NARRATOR: I suppose I understand this:  For most of us fail in life, the same way that my father failed at being a songwriter. We half-ass it in public. We can burn inside with creativity, passion, and energy, but once we have a moment to share it or use it, push it or play it, we shrink. We are enormous inside and tiny in the world. Maybe it’s because we shy from disapproval or fear success. Maybe we simply can’t translate our own language. Perhaps that’s as it should be. After all, we all remain small whether we stand at the base or have climbed to the peak of the holy mountain.

***

Alternate cover for Spare Parts and Spare Ribs

Alternate cover for Spare Parts and Spare Ribs

February 2013: The Outtake Collection Outtakes

“Ubasute: The Audio Book Credits Song”
A fake outtake from Ubasute with lyrics about the album about the audio book about the story about a series of songs about a legend about a Japanese forest. This unlistenable painful haze of navel-gazing, recursive self-indulgence was cut from the songs for 2013’s Spare Parts and Spare Ribs and therefore isn’t included here.

 

not-my-album-cover

Google search for “Jeff Rose album future”

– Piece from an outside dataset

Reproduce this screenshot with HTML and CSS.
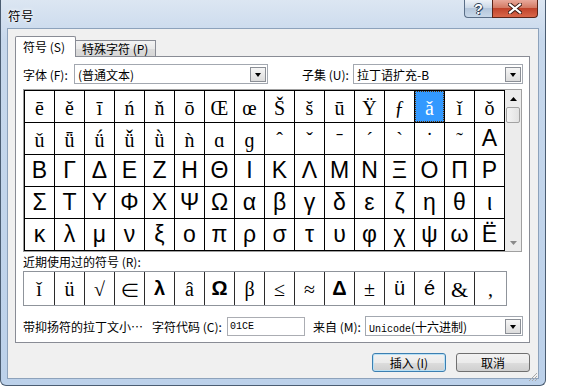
FILE: index.html
```html
<!DOCTYPE html>
<html lang="zh-CN">
<head>
  <meta charset="UTF-8" />
  <title>符号</title>
  <link rel="stylesheet" href="styles.css">
</head>
<body>

  <div class="window">
    <div class="titlebar">
      <span class="title">符号</span>
      <div class="caption">
        <div class="cap help">?</div>
        <div class="cap close">
          <svg width="14" height="11" viewBox="0 0 14 11">
            <path d="M2 1.5 L12 9.5 M12 1.5 L2 9.5" stroke="#3a1a14" stroke-width="4" stroke-linecap="square"/>
            <path d="M2 1.5 L12 9.5 M12 1.5 L2 9.5" stroke="#fff" stroke-width="2.2" stroke-linecap="square"/>
          </svg>
        </div>
      </div>
    </div>

    <div class="client">
      <div class="tabs">
        <div class="tab active">符号 (S)</div>
        <div class="tab">特殊字符 (P)</div>
      </div>

      <div class="panel">
        <div class="font-row">
          <span class="lbl lbl-font">字体 (F):</span>
          <div class="combo combo-font"><span class="combo-text">(普通文本)</span><span class="drop"></span></div>
          <span class="lbl lbl-subset">子集 (U):</span>
          <div class="combo combo-subset"><span class="combo-text">拉丁语扩充-B</span><span class="drop"></span></div>
        </div>

        <div class="charbox">
          <div class="chars">
            <span class="s">ē</span><span class="s">ě</span><span class="s">ī</span><span class="s">ń</span>
            <span class="s">ň</span><span class="s">ō</span><span class="s">Œ</span><span class="s">œ</span>
            <span class="s">Š</span><span class="s">š</span><span class="s">ū</span><span class="s">Ÿ</span>
            <span class="s">ƒ</span><span class="s sel">ǎ</span><span class="s">ǐ</span><span class="s">ǒ</span>

            <span class="s">ǔ</span><span class="s">ǖ</span><span class="s">ǘ</span><span class="s">ǚ</span>
            <span class="s">ǜ</span><span class="s">ǹ</span><span class="s">ɑ</span><span class="s">ɡ</span>
            <span class="s">ˆ</span><span class="s">ˇ</span><span class="s">ˉ</span><span class="s">ˊ</span>
            <span class="s">ˋ</span><span class="s">˙</span><span class="s">˜</span><span class="g">Α</span>

            <span class="g">Β</span><span class="g">Γ</span><span class="g">Δ</span><span class="g">Ε</span>
            <span class="g">Ζ</span><span class="g">Η</span><span class="g">Θ</span><span class="g">Ι</span>
            <span class="g">Κ</span><span class="g">Λ</span><span class="g">Μ</span><span class="g">Ν</span>
            <span class="g">Ξ</span><span class="g">Ο</span><span class="g">Π</span><span class="g">Ρ</span>

            <span class="g">Σ</span><span class="g">Τ</span><span class="g">Υ</span><span class="g">Φ</span>
            <span class="g">Χ</span><span class="g">Ψ</span><span class="g">Ω</span><span class="g">α</span>
            <span class="g">β</span><span class="g">γ</span><span class="g">δ</span><span class="g">ε</span>
            <span class="g">ζ</span><span class="g">η</span><span class="g">θ</span><span class="g">ι</span>

            <span class="g">κ</span><span class="g">λ</span><span class="g">μ</span><span class="g">ν</span>
            <span class="g">ξ</span><span class="g">ο</span><span class="g">π</span><span class="g">ρ</span>
            <span class="g">σ</span><span class="g">τ</span><span class="g">υ</span><span class="g">φ</span>
            <span class="g">χ</span><span class="g">ψ</span><span class="g">ω</span><span class="g">Ё</span>
          </div>
          <div class="vscroll">
            <div class="arrow">
              <svg width="7" height="4" viewBox="0 0 7 4"><path d="M0 4 L3.5 0 L7 4 Z" fill="#000"/></svg>
            </div>
            <div class="thumb"></div>
            <div class="track"></div>
            <div class="arrow">
              <svg width="7" height="4" viewBox="0 0 7 4"><path d="M0 0 L7 0 L3.5 4 Z" fill="#8a8a8a"/></svg>
            </div>
          </div>
        </div>

        <div class="recent-label">近期使用过的符号 (R):</div>
        <div class="recent">
          <span class="s">ǐ</span><span class="s">ü</span><span class="s">√</span><span class="s">∈</span>
          <span class="b">λ</span><span class="s">â</span><span class="b">Ω</span><span class="s">β</span>
          <span class="s">≤</span><span class="s">≈</span><span class="b">Δ</span><span class="s">±</span>
          <span class="g">ü</span><span class="g">é</span><span class="s amp">&amp;</span><span class="s">,</span>
        </div>

        <div class="info-row">
          <span class="lbl lbl-name">带抑扬符的拉丁文小…</span>
          <span class="lbl lbl-code">字符代码 (C):</span>
          <div class="field"><span class="mono">01CE</span></div>
          <span class="lbl lbl-from">来自 (M):</span>
          <div class="combo combo-from"><span class="combo-text"><span class="mono">Unicode</span>(十六进制)</span><span class="drop"></span></div>
        </div>
      </div>

      <div class="buttons">
        <div class="btn default">插入 (I)</div>
        <div class="btn">取消</div>
      </div>

      <div class="grip">
        <svg width="10" height="10" viewBox="0 0 10 10">
          <path d="M9 1 L1 9 M9 4 L4 9 M9 7 L7 9" stroke="#a9a9a9" stroke-width="1"/>
        </svg>
      </div>
    </div>
  </div>

</body>
</html>
```

FILE: styles.css
```css
body {
  margin: 0;
  background: #fff;
  font-family: "Noto Sans CJK SC", sans-serif;
  font-size: 12px;
  color: #000;
}

.window {
  width: 546px;
  height: 386px;
  box-sizing: border-box;
  border: 1px solid #4b5d72;
  border-top: none;
  border-radius: 0 0 6px 6px;
  background: linear-gradient(to bottom, #dce6f2, #c7d8ec 40px, #bcd1ea);
  padding: 0 6px 6px 6px;
  display: flex;
  flex-direction: column;
}

.titlebar {
  height: 28px;
  display: flex;
  justify-content: space-between;
  align-items: flex-start;
}

.title {
  padding: 6px 0 0 1px;
  font-size: 12.5px;
  letter-spacing: 0.5px;
  text-shadow: 0 0 4px #fff, 0 0 2px #fff;
}

.caption {
  display: flex;
  margin-right: 1px;
}

.cap {
  height: 18px;
  box-sizing: border-box;
  border: 1px solid #5a6e87;
  border-top: none;
  display: flex;
  align-items: center;
  justify-content: center;
}

.help {
  width: 28px;
  border-radius: 0 0 0 4px;
  border-right: none;
  background: linear-gradient(to bottom, #edf2f8, #ccd9e8 45%, #b4c6db 50%, #c9d8e9);
  color: #fff;
  font-family: "Liberation Sans", sans-serif;
  font-weight: bold;
  font-size: 14px;
  text-shadow: 0 0 1px #33465c, 1px 1px 0 #33465c, -1px 0 0 #33465c, 0 -1px 0 #33465c;
}

.close {
  width: 46px;
  border-radius: 0 0 4px 0;
  border-color: #5a2418;
  background: linear-gradient(to bottom, #e9a99b, #d37a64 45%, #c0432b 50%, #d9674a);
}

.client {
  flex: 1;
  position: relative;
  background: #f0f0f0;
  border: 1px solid #8da2bb;
  padding: 7px 8px 0 7px;
}

.tabs {
  display: flex;
  align-items: flex-start;
  height: 21px;
  margin-bottom: -1px;
  position: relative;
}

.tab {
  box-sizing: border-box;
  border: 1px solid #898c95;
  border-bottom: none;
  display: flex;
  align-items: center;
  padding-left: 7px;
  white-space: nowrap;
}

.tab.active {
  width: 61px;
  height: 21px;
  background: #fff;
  border-radius: 2px 2px 0 0;
  padding-bottom: 1px;
}

.tab:not(.active) {
  width: 80px;
  height: 16px;
  margin-top: 4px;
  border-left: none;
  background: linear-gradient(to bottom, #f3f3f3, #e9e9e9 50%, #dcdcdc 51%, #d6d6d6);
  padding-left: 6px;
}

.panel {
  height: 287px;
  box-sizing: border-box;
  border: 1px solid #898c95;
  background: #fff;
  padding: 7px 0 0 7px;
}

.font-row {
  display: flex;
  align-items: center;
  height: 20px;
}

.lbl {
  white-space: nowrap;
  overflow: hidden;
}

.lbl-font { width: 51px; }

.lbl-subset {
  width: 51px;
  margin-left: 34px;
}

.combo {
  height: 20px;
  box-sizing: border-box;
  border: 1px solid #a3a8b0;
  background: #fff;
  display: flex;
  align-items: center;
  justify-content: space-between;
  padding: 0 1px 0 3px;
}

.combo-font { width: 194px; }
.combo-subset { width: 170px; }

.drop {
  width: 16px;
  height: 15px;
  box-sizing: border-box;
  border: 1px solid #8b8f96;
  background: linear-gradient(to bottom, #f6f6f6, #dcdcdc);
  position: relative;
}

.drop::after {
  content: "";
  position: absolute;
  left: 4px;
  top: 5px;
  border-left: 3.5px solid transparent;
  border-right: 3.5px solid transparent;
  border-top: 4px solid #000;
}

.charbox {
  margin-top: 5px;
  width: 499px;
  box-sizing: border-box;
  border: 1px solid #a0a0a0;
  border-left-color: #9a9a9a;
  display: flex;
}

.chars {
  display: grid;
  grid-template-columns: repeat(16, 29px);
  grid-template-rows: repeat(5, 31px);
  gap: 1px;
  padding: 1px;
  background: #000;
}

.chars span,
.recent span {
  background: #fff;
  display: flex;
  align-items: center;
  justify-content: center;
}

.s {
  font-family: "Liberation Serif", serif;
  font-size: 20px;
  padding-top: 4px;
}

.g {
  font-family: "Liberation Sans", sans-serif;
  font-size: 23px;
}

.b {
  font-family: "Liberation Sans", sans-serif;
  font-weight: bold;
  font-size: 20px;
}

.chars .sel {
  background: #3399ff;
  color: #fff;
  outline: 1px dotted #5a3000;
  outline-offset: -1px;
}

.vscroll {
  width: 16px;
  display: flex;
  flex-direction: column;
  background: #ececec;
}

.arrow {
  height: 17px;
  display: flex;
  align-items: center;
  justify-content: center;
}

.thumb {
  height: 16px;
  margin: 0 1px;
  box-sizing: border-box;
  border: 1px solid #a2a2a2;
  border-radius: 2px;
  background: linear-gradient(to right, #f4f4f4, #e2e2e2);
}

.track { flex: 1; }

.recent-label {
  margin-top: 3px;
  height: 14px;
  line-height: 14px;
}

.recent {
  margin-top: 2px;
  width: 484px;
  height: 35px;
  box-sizing: border-box;
  border: 1px solid #8f949b;
  display: grid;
  grid-template-columns: 30px repeat(14, 29px) 1fr;
  gap: 1px;
  background: #2b2b2b;
}

.recent .s { padding-top: 2px; }
.recent .g { font-size: 20px; }
.recent .amp { font-size: 22px; }

.info-row {
  margin-top: 10px;
  display: flex;
  align-items: center;
  height: 20px;
}

.lbl-name { width: 129px; }
.lbl-code { width: 75px; }

.field {
  width: 78px;
  height: 19px;
  box-sizing: border-box;
  border: 1px solid #abadb3;
  background: #fff;
  display: flex;
  align-items: center;
  padding-left: 2px;
}

.mono {
  font-family: "Liberation Mono", monospace;
  font-size: 10px;
}

.lbl-from {
  width: 52px;
  margin-left: 8px;
}

.combo-from { width: 158px; }

.buttons {
  display: flex;
  justify-content: flex-end;
  gap: 10px;
  margin-top: 10px;
}

.btn {
  width: 74px;
  height: 19px;
  box-sizing: border-box;
  border: 1px solid #707070;
  border-radius: 3px;
  background: linear-gradient(to bottom, #f2f2f2, #ebebeb 50%, #dddddd 51%, #cfcfcf);
  display: flex;
  align-items: center;
  justify-content: center;
}

.btn.default {
  border-color: #3c7fb1;
  box-shadow: inset 0 0 0 1px #b8e0f5;
}

.grip {
  position: absolute;
  right: 0;
  bottom: 0;
  width: 10px;
  height: 10px;
}
```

February 2014: ??? Outtakes

“????????????? (Faloon Remix)”
The future is a strange and unpredictable place, full of twisted cyborg versions of people you loved and now struggle to see any remaining humanity in. Remember that when you think you have something relevant to say to your children.

February 2015: The Live Album Outtakes

“Hey Marci”
While David Bowie and David Byrne are clear influences throughout all of the songs on all of the albums created for February, the failed vocals of this song only bring those influences more to light. This song didn’t make 2015’s live album because it wasn’t live.

February 2016: The Last Album Outtakes

“Ten Years”
Although very relevant to this collection, this song did not make the final 2016 album because it wasn’t recorded in February 2016.